Seasonally adjusted cargo volumes are 2.5% above the October 2012 low point. Comparisons with February 2012 performance, however, show a 6.2% decline.

This, Iata said, is severely skewed as a result of two factors - February 2012 had an extra day owing to the leap year and the Chinese New Year (which is accompanied by many factory closings in Asia) occurred in January 2012 and in February 2013.

After adjusting for these factors, however, air cargo was actually up 2% in February compared to the previous year.

Iata director general and CEO Tony Tyler said: “February’s air cargo performance has sustained the weak recovery that began in the fourth quarter of 2012. This is welcome news after two consecutive years of contraction. It is even better news that this growth is expected to pick up moderately as the year progresses. But improvements cannot be taken for granted. Events in Cyprus have reminded us that the eurozone crisis is far from over. Any resulting loss of business confidence could shift the outlook for the worse.”

Air cargo volumes declined by 0.6% in 2011 and a further 1.5% in 2012. Markets stabilised and began a weak recovery trend in the last quarter of 2012.

According to Iata, international economic indicators are suggesting that the global economy bottomed out in the third quarter of 2012. Industrial production and business confidence measures have been improving since then.

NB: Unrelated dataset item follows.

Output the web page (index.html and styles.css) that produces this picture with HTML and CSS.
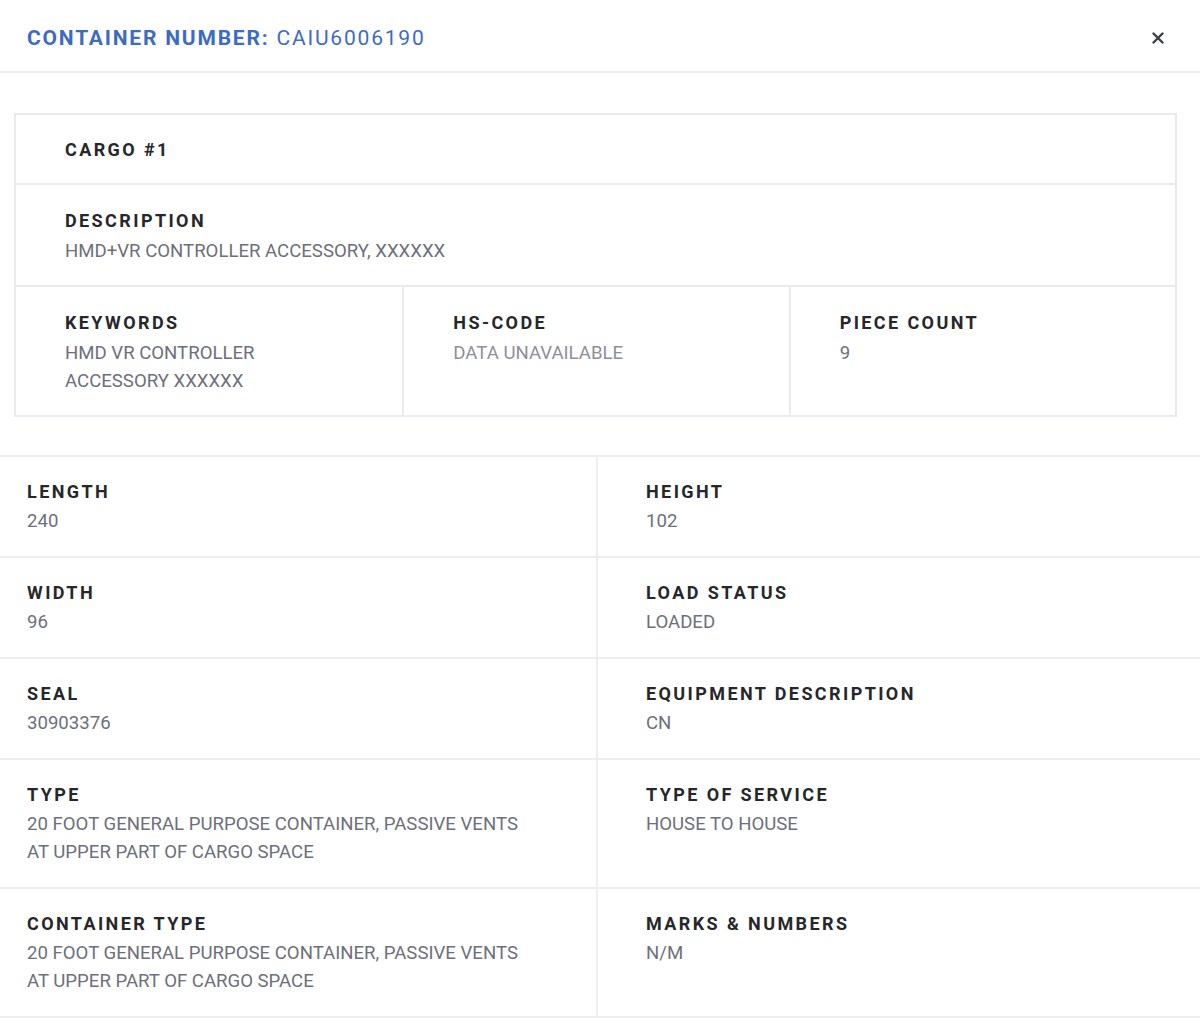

“Demand for sea shipments already reflects the recovery in some parts of the world. But we are not yet seeing the positive impact of this in air cargo markets. While it remains to be seen if this is a long-term modal shift, it is clear that sea shipping is becoming a stronger competitor to air cargo,” said Tyler.

“The air cargo value chain is embracing the technological change needed to make e-Freight a reality. For example, we are targeting 100% e-Air Waybill (e-AWB) utilisation by 2015, a major stepping stone to going paperless. This would boost the competitiveness of air cargo with more efficient processing and faster deliveries. More efficient connectivity in turn will foster economic growth. The industry is united in its efforts to modernise business practices. But we need governments, regulators and customs authorities on board too. The e-Freight system cannot happen while regulators insist on seeing paper copies of documents,” said Tyler.

A major step towards implementation of e-Freight was achieved in March with the endorsement by the Cargo Services Conference of the “Multilateral e-AWB”, which avoids the need for bilateral e-AWB agreements between airlines and freight forwarders.

This new agreement will play a major role in increasing take-up of the e-AWB to reach the industry target of 100% utilisation by 2015.